Dalam perjanjian Kredit atau
pendiskotoan LC tersebut, Bank pada umumnya telah melakukan
prinsip kehati-hatian bank, yaitu meninjau usaha, menilai asset sebagai jaminan
pembayaran, sehingga apabila terjadi wanprestasi,
Bank tetap aman untuk menerima pengembalian dana yang telah dicairkan
kepada nasabah, baik berupa kredit atau pendiskontoan LC.
f.
Dokumen Pendukung disini adalah seolah-olah telah
atau akan terjadi pengiriman barang dengan menggunakan Bill of Lading,
& dokumen lainnya yang diminta dalam LC, dikarenakan antara Importir
dan Eksportir dan juga antara Issuing Bank &
Negoriating Bank, sudah terjadi
kesepakatan, maka pembayaran tetap dilakukan pada saat jatuh tempo ( terbukti
dari total 82 slip LC, hanya 37 Slip LC yang belum dibayar, itu pun
karena dikasuspidanakan oleh BNI ).
Kesimpulan :
Pada LC seolah-olah telah atau aka nada pengiriman dengan dokumen yang disepakati didalam LC.

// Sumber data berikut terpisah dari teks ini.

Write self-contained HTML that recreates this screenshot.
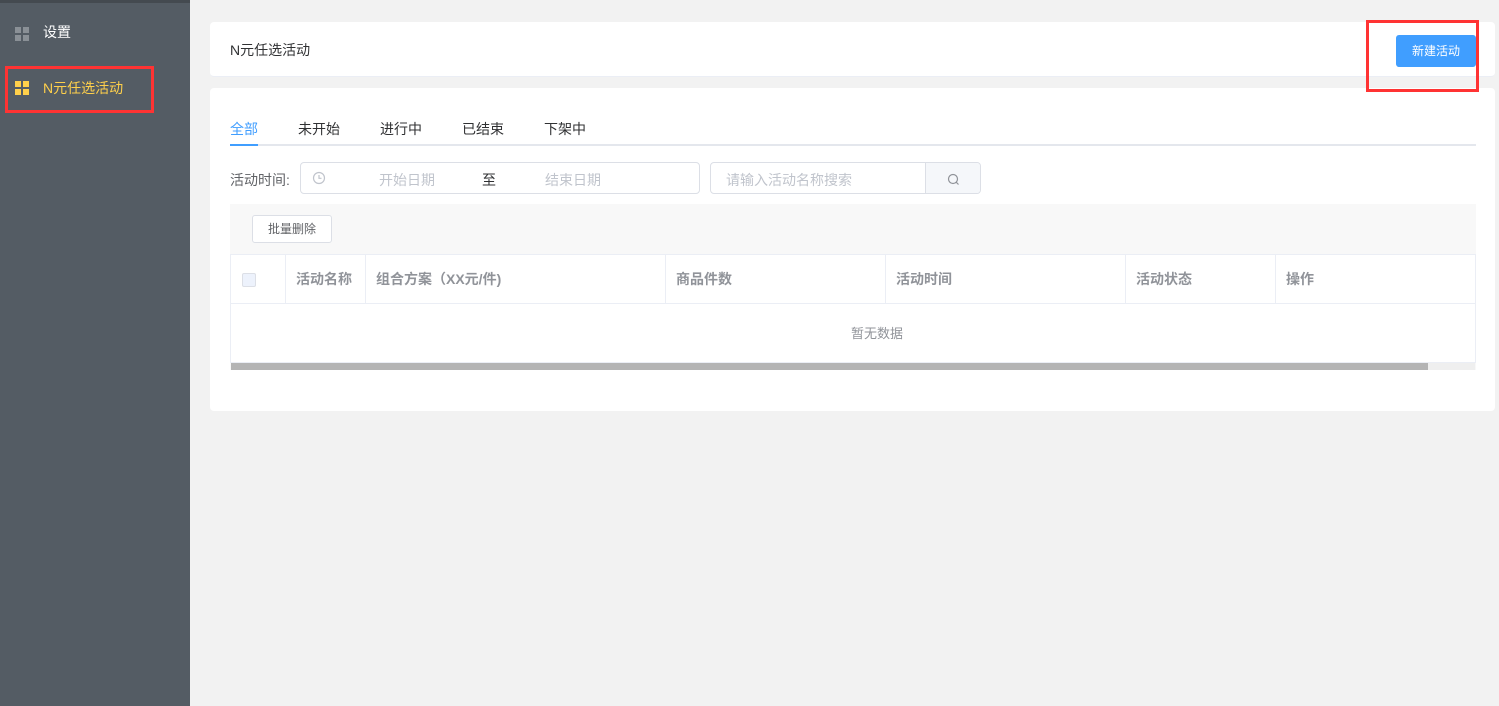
<!DOCTYPE html>
<html><head><meta charset="utf-8"><style>
*{margin:0;padding:0;box-sizing:border-box}
body{width:1499px;height:706px;background:#f2f2f2;font-family:"Liberation Sans","Noto Sans CJK SC",sans-serif;font-size:14px;color:#303133;position:relative;overflow:hidden}
.abs{position:absolute}
.side{left:0;top:0;width:190px;height:706px;background:#545c64;border-top:3px solid #444a50}
.ic{display:grid;grid-template-columns:6px 6px;gap:2px}
.ic i{width:6px;height:6px;display:block}
.card{background:#fff;border-radius:4px}
.th{position:absolute;top:0;height:49px;line-height:49px;padding-left:10px;border-right:1px solid #ebeef5;color:#909399;font-weight:bold;font-size:14px}
</style></head><body>
<div class="abs side">
 <div class="abs ic" style="left:15px;top:24px"><i style="background:#8a9096"></i><i style="background:#8a9096"></i><i style="background:#8a9096"></i><i style="background:#8a9096"></i></div>
 <div class="abs" style="left:43px;top:19px;color:#fff;font-size:14px">设置</div>
 <div class="abs ic" style="left:15px;top:78px"><i style="background:#ffd04b"></i><i style="background:#ffd04b"></i><i style="background:#ffd04b"></i><i style="background:#ffd04b"></i></div>
 <div class="abs" style="left:43px;top:75px;color:#ffd04b;font-size:14px">N元任选活动</div>
</div>

<div class="abs card" style="left:210px;top:22px;width:1285px;height:55px;border-bottom:1px solid #ebeef5">
 <div class="abs" style="left:20px;top:18px;font-size:14px">N元任选活动</div>
 <div class="abs" style="left:1186px;top:13px;width:80px;height:32px;background:#409eff;border-radius:3px;color:#fff;font-size:12px;text-align:center;line-height:32px">新建活动</div>
</div>

<div class="abs card" style="left:210px;top:88px;width:1285px;height:323px">
 <div class="abs" style="left:20px;top:56px;width:1246px;height:2px;background:#e4e7ed"></div>
 <div class="abs" style="left:20px;top:56px;width:28px;height:2px;background:#409eff"></div>
 <div class="abs" style="left:20px;top:31px;color:#409eff">全部</div>
 <div class="abs" style="left:88px;top:31px">未开始</div>
 <div class="abs" style="left:170px;top:31px">进行中</div>
 <div class="abs" style="left:252px;top:31px">已结束</div>
 <div class="abs" style="left:334px;top:31px">下架中</div>
 <div class="abs" style="left:20px;top:82px;font-size:14px;color:#606266">活动时间:</div>
 <div class="abs" style="left:90px;top:74px;width:400px;height:32px;border:1px solid #dcdfe6;border-radius:4px">
  <svg class="abs" style="left:11px;top:8px" width="14" height="14" viewBox="0 0 14 14"><circle cx="7" cy="7" r="5.5" fill="none" stroke="#c0c4cc" stroke-width="1.2"/><path d="M7 4v3.3h2.5" fill="none" stroke="#c0c4cc" stroke-width="1.2"/></svg>
  <div class="abs" style="left:78px;top:7px;color:#c0c4cc">开始日期</div>
  <div class="abs" style="left:181px;top:7px;color:#303133">至</div>
  <div class="abs" style="left:244px;top:7px;color:#c0c4cc">结束日期</div>
 </div>
 <div class="abs" style="left:500px;top:74px;width:271px;height:32px;border:1px solid #dcdfe6;border-radius:4px;overflow:hidden">
  <div class="abs" style="left:15px;top:7px;color:#c0c4cc">请输入活动名称搜索</div>
  <div class="abs" style="left:214px;top:0;width:57px;height:32px;background:#f5f7fa;border-left:1px solid #dcdfe6"></div>
  <svg class="abs" style="left:236px;top:10px" width="13" height="13" viewBox="0 0 13 13"><circle cx="6" cy="6" r="4.5" fill="none" stroke="#909399" stroke-width="1.2"/><path d="M9.2 9.2l2.3 2.3" stroke="#909399" stroke-width="1.2"/></svg>
 </div>
 <div class="abs" style="left:20px;top:116px;width:1246px;height:166px;background:#f8f8f8"></div>
 <div class="abs" style="left:42px;top:127px;width:80px;height:28px;background:#fff;border:1px solid #dcdfe6;border-radius:3px;font-size:12px;text-align:center;line-height:26px;color:#606266">批量删除</div>
 <div class="abs" style="left:20px;top:166px;width:1246px;height:109px;background:#fff;border:1px solid #ebeef5">
  <div class="th" style="left:0;width:55px"><span class="abs" style="left:11px;top:18px;width:14px;height:14px;border:1px solid #dcdfe6;background:#edf2fc;border-radius:2px"></span></div>
  <div class="th" style="left:55px;width:80px">活动名称</div>
  <div class="th" style="left:135px;width:300px">组合方案（XX元/件)</div>
  <div class="th" style="left:435px;width:220px">商品件数</div>
  <div class="th" style="left:655px;width:240px">活动时间</div>
  <div class="th" style="left:895px;width:150px">活动状态</div>
  <div class="th" style="left:1045px;width:200px;border-right:none">操作</div>
  <div class="abs" style="left:0;top:48px;width:1244px;height:1px;background:#ebeef5"></div>
  <div class="abs" style="left:620px;top:68px;color:#909399;font-size:13px">暂无数据</div>
  <div class="abs" style="left:0;top:108px;width:1244px;height:7px;background:#efefef"></div>
  <div class="abs" style="left:0;top:108px;width:1197px;height:7px;background:#b4b4b4"></div>
 </div>
</div>
<div class="abs" style="left:5px;top:66px;width:149px;height:47px;border:3px solid #f33"></div>
<div class="abs" style="left:1366px;top:20px;width:113px;height:72px;border:3px solid #f33"></div>
</body></html>
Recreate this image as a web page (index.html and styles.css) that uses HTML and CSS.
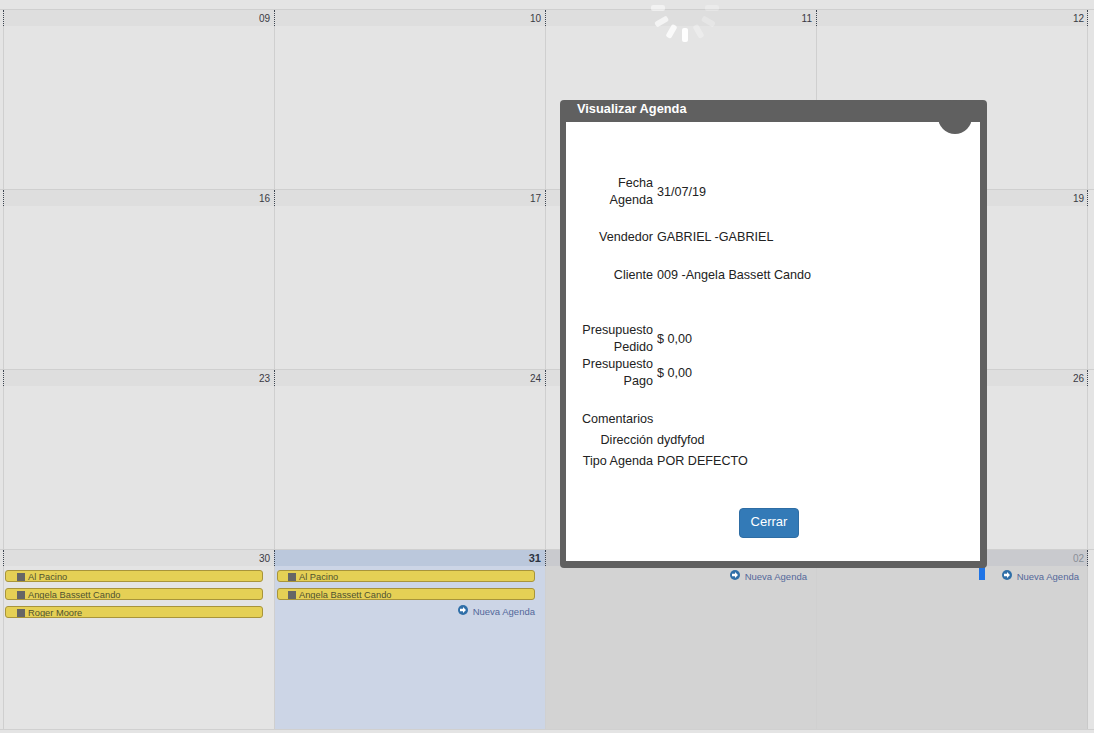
FILE: index.html
```html
<!DOCTYPE html>
<html lang="es">
<head>
<meta charset="utf-8">
<title>Visualizar Agenda</title>
<link rel="stylesheet" href="styles.css">
</head>
<body>
<main class="calendar">
  <section class="week">
    <div class="day day-first"><div class="day-head">09</div></div>
    <div class="day"><div class="day-head">10</div></div>
    <div class="day"><div class="day-head">11</div></div>
    <div class="day"><div class="day-head">12</div></div>
  </section>
  <section class="week">
    <div class="day day-first"><div class="day-head">16</div></div>
    <div class="day"><div class="day-head">17</div></div>
    <div class="day"><div class="day-head">18</div></div>
    <div class="day"><div class="day-head">19</div></div>
  </section>
  <section class="week">
    <div class="day day-first"><div class="day-head">23</div></div>
    <div class="day"><div class="day-head">24</div></div>
    <div class="day"><div class="day-head">25</div></div>
    <div class="day"><div class="day-head">26</div></div>
  </section>
  <section class="week week-last">
    <div class="day day-first">
      <div class="day-head">30</div>
      <div class="event"><span class="event-mark"></span>Al Pacino</div>
      <div class="event"><span class="event-mark"></span>Angela Bassett Cando</div>
      <div class="event"><span class="event-mark"></span>Roger Moore</div>
    </div>
    <div class="day day-today">
      <div class="day-head">31</div>
      <div class="event"><span class="event-mark"></span>Al Pacino</div>
      <div class="event"><span class="event-mark"></span>Angela Bassett Cando</div>
      <a class="new-link"><svg class="new-icon" viewBox="0 0 10 10"><circle cx="5" cy="5" r="5"/><path class="new-arrow" d="M2 3.8h3V2l3 3-3 3V6.2H2z"/></svg>Nueva Agenda</a>
    </div>
    <div class="day day-other day-c3">
      <div class="day-head">01</div>
      <a class="new-link"><svg class="new-icon" viewBox="0 0 10 10"><circle cx="5" cy="5" r="5"/><path class="new-arrow" d="M2 3.8h3V2l3 3-3 3V6.2H2z"/></svg>Nueva Agenda</a>
    </div>
    <div class="day day-other day-c4">
      <div class="day-head">02</div>
      <a class="new-link"><svg class="new-icon" viewBox="0 0 10 10"><circle cx="5" cy="5" r="5"/><path class="new-arrow" d="M2 3.8h3V2l3 3-3 3V6.2H2z"/></svg>Nueva Agenda</a>
    </div>
  </section>
</main>

<svg class="spinner" viewBox="0 0 80 80">
  <g fill="#fff">
    <rect class="s1" x="37" y="60" width="6" height="14" rx="2" transform="rotate(90 40 40)"/>
    <rect class="s2" x="37" y="60" width="6" height="14" rx="2" transform="rotate(60 40 40)"/>
    <rect class="s3" x="37" y="60" width="6" height="14" rx="2" transform="rotate(30 40 40)"/>
    <rect class="s4" x="37" y="60" width="6" height="14" rx="2"/>
    <rect class="s5" x="37" y="60" width="6" height="14" rx="2" transform="rotate(-30 40 40)"/>
    <rect class="s6" x="37" y="60" width="6" height="14" rx="2" transform="rotate(-60 40 40)"/>
    <rect class="s7" x="37" y="60" width="6" height="14" rx="2" transform="rotate(-90 40 40)"/>
  </g>
</svg>

<span class="blue-mark"></span>

<div class="modal">
  <header class="modal-head">
    <h1 class="modal-title">Visualizar Agenda</h1>
    <span class="modal-close"></span>
  </header>
  <div class="modal-body">
    <div class="field"><span class="field-label">Fecha Agenda</span><span class="field-value">31/07/19</span></div>
    <div class="field gap-20"><span class="field-label">Vendedor</span><span class="field-value">GABRIEL -GABRIEL</span></div>
    <div class="field gap-21"><span class="field-label">Cliente</span><span class="field-value">009 -Angela Bassett Cando</span></div>
    <div class="field gap-38"><span class="field-label">Presupuesto Pedido</span><span class="field-value">$ 0,00</span></div>
    <div class="field"><span class="field-label">Presupuesto Pago</span><span class="field-value">$ 0,00</span></div>
    <div class="field gap-21"><span class="field-label">Comentarios</span><span class="field-value"></span></div>
    <div class="field gap-4"><span class="field-label">Dirección</span><span class="field-value">dydfyfod</span></div>
    <div class="field gap-4"><span class="field-label">Tipo Agenda</span><span class="field-value">POR DEFECTO</span></div>
    <div class="modal-actions"><button class="btn-close" type="button">Cerrar</button></div>
  </div>
</div>
</body>
</html>
```
FILE: styles.css
```css
* { box-sizing: border-box; }

html, body {
  margin: 0;
  height: 733px;
  overflow: hidden;
}

body {
  background: #e4e4e4;
  font-family: "Liberation Sans", Arial, sans-serif;
  color: #333;
}

.calendar {
  padding-top: 9px;
}

.week {
  display: grid;
  grid-template-columns: repeat(4, 271px);
  padding-left: 3px;
  height: 180px;
  border-top: 1px solid #cfcfcf;
}

.week-last {
  height: 181px;
  border-bottom: 1px solid #d0d0d0;
}

.day {
  border-left: 1px solid #cfcfcf;
  position: relative;
  font-size: 10px;
}

.day:last-child {
  width: 272px;
  border-right: 1px solid #cfcfcf;
}

.day-head {
  height: 16px;
  margin-left: -1px;
  padding-right: 4px;
  border-left: 1px dotted #3c4450;
  background: #dedede;
  text-align: right;
  font-size: 10px;
  line-height: 17px;
  color: #3a3a44;
}

.day:last-child .day-head {
  margin-right: -1px;
  border-right: 1px dotted #3c4450;
  padding-right: 3px;
  width: 272px;
}

.day-today {
  background: #ccd5e6;
}

.day-today .day-head {
  background: #bbc8dc;
  font-weight: bold;
  font-size: 11px;
  color: #2c3340;
}

.day-other {
  background: #d3d3d3;
  border-left-color: #d0d0d0;
}

.day-other .day-head {
  background: #c9cace;
  color: #8a8f98;
}

.day-other:last-child {
  border-right-color: #c9c9c9;
}

.event {
  height: 12px;
  margin: 4px 10px 6px 2px;
  padding-left: 10px;
  border: 1px solid #a8943a;
  border-radius: 3px;
  background: #e5d055;
  color: #4f5230;
  font-size: 9.3px;
  line-height: 12px;
  overflow: hidden;
  white-space: nowrap;
}

.event + .event {
  margin-top: 0;
}

.day-first .event {
  margin-left: 1px;
  margin-right: 11px;
  padding-left: 11px;
}

.event-mark {
  display: inline-block;
  width: 8px;
  height: 8px;
  margin-right: 3px;
  background: #666;
  vertical-align: -1px;
}

.new-link {
  display: flex;
  justify-content: flex-end;
  align-items: center;
  gap: 5px;
  height: 12px;
  margin: 2px 10px 0 0;
  color: #53689a;
  font-size: 9.5px;
  line-height: 12px;
}

.day-c3 .new-link { margin: 5px 9px 0 0; }
.day-c4 .new-link { margin: 5px 8px 0 0; }

.new-icon {
  width: 10px;
  height: 10px;
  margin-top: -4px;
}

.new-icon circle { fill: #2f6fa8; }
.new-arrow { fill: #fff; }

.spinner {
  position: absolute;
  left: 645px;
  top: -32px;
  width: 80px;
  height: 80px;
}

.s1 { opacity: .5; }
.s2 { opacity: .65; }
.s3 { opacity: .8; }
.s4 { opacity: .95; }
.s5 { opacity: .3; }
.s6 { opacity: .25; }
.s7 { opacity: .25; }

.blue-mark {
  position: absolute;
  left: 979px;
  top: 567px;
  width: 6px;
  height: 13px;
  background: #1f74e6;
}

.modal {
  position: absolute;
  left: 560px;
  top: 100px;
  width: 427px;
  height: 468px;
  display: flex;
  flex-direction: column;
  background: #606060;
  border-radius: 4px;
  padding: 0 7px 7px 6px;
}

.modal-head {
  height: 22px;
  position: relative;
  flex: none;
}

.modal-title {
  margin: 0 0 0 11px;
  font-size: 12.8px;
  line-height: 17px;
  font-weight: bold;
  color: #fff;
}

.modal-close {
  position: absolute;
  left: 372px;
  top: 0;
  width: 34px;
  height: 34px;
  border-radius: 50%;
  background: #606060;
  z-index: 1;
}

.modal-body {
  flex: 1;
  background: #fff;
  padding: 53px 0 0 16px;
  font-size: 12.6px;
  line-height: 17px;
  color: #222;
}

.field {
  display: flex;
  align-items: center;
}

.field-label {
  width: 71px;
  text-align: right;
  flex: none;
}

.field-value {
  margin-left: 4px;
}

.gap-20 { margin-top: 20px; }
.gap-21 { margin-top: 21px; }
.gap-38 { margin-top: 38px; }
.gap-4 { margin-top: 4px; }

.modal-actions {
  display: flex;
  justify-content: center;
  margin: 38px 0 0 -24px;
}

.btn-close {
  width: 60px;
  height: 30px;
  padding: 0 0 3px;
  border: 1px solid #2e6da4;
  border-radius: 4px;
  background: #337ab7;
  color: #fff;
  font-family: inherit;
  font-size: 13px;
}
```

Dikarenakan kesepakatan-kesepakatan diatas telah
terjadi maka, terjadilah Pendiskontoan LC Ekspor oleh Bank BNI terhadap
Gramarindo Group, didalam pelaksanaannya tidak pernah terjadi masalah, yaitu
sejak bulan September 2002 sampai dengan Agustus 2003, Bank diluar negeri
sebagai Issuing Bank, yang menerbitkan LC tersebut tetap membayar kepada Bank
BNI atas pendiskontoan LC yang telah dilakukan terlebih dahulu dan karena
pembayarannya dalam US. Dollar, maka pembayaran selalu melewati perjanjian
Internasional, yaitu BANK SENTRAL di NEW YORK.
Solusi :
Setelah diketahui oleh Satuan Intern Pengawas
Bank BNI, bahwa terjadi kesalahan prosedur untuk pendiskontoan LC tersebut,
maka Bank BNI atas sepengetahuan direksi di kantor Pusat, menyetujui dibuat AKTE
PENGAKUAN HUTANG atas total pendiskontoan LC yang terjadi dan
masih ditambah dengan Borgtogh oleh Owner dan Konsultan
Investasi Sagared Group. Yang sebenarnya bahwa APU
tersebut adalah sama dengan Letter of Indemnity partial yang terlampir per slip
LC yang menyangkut HAK REGRES, yang kemudian direkapitulasi menjadi total angka
didalam APU dengan tambahan jaminan/collateral saja.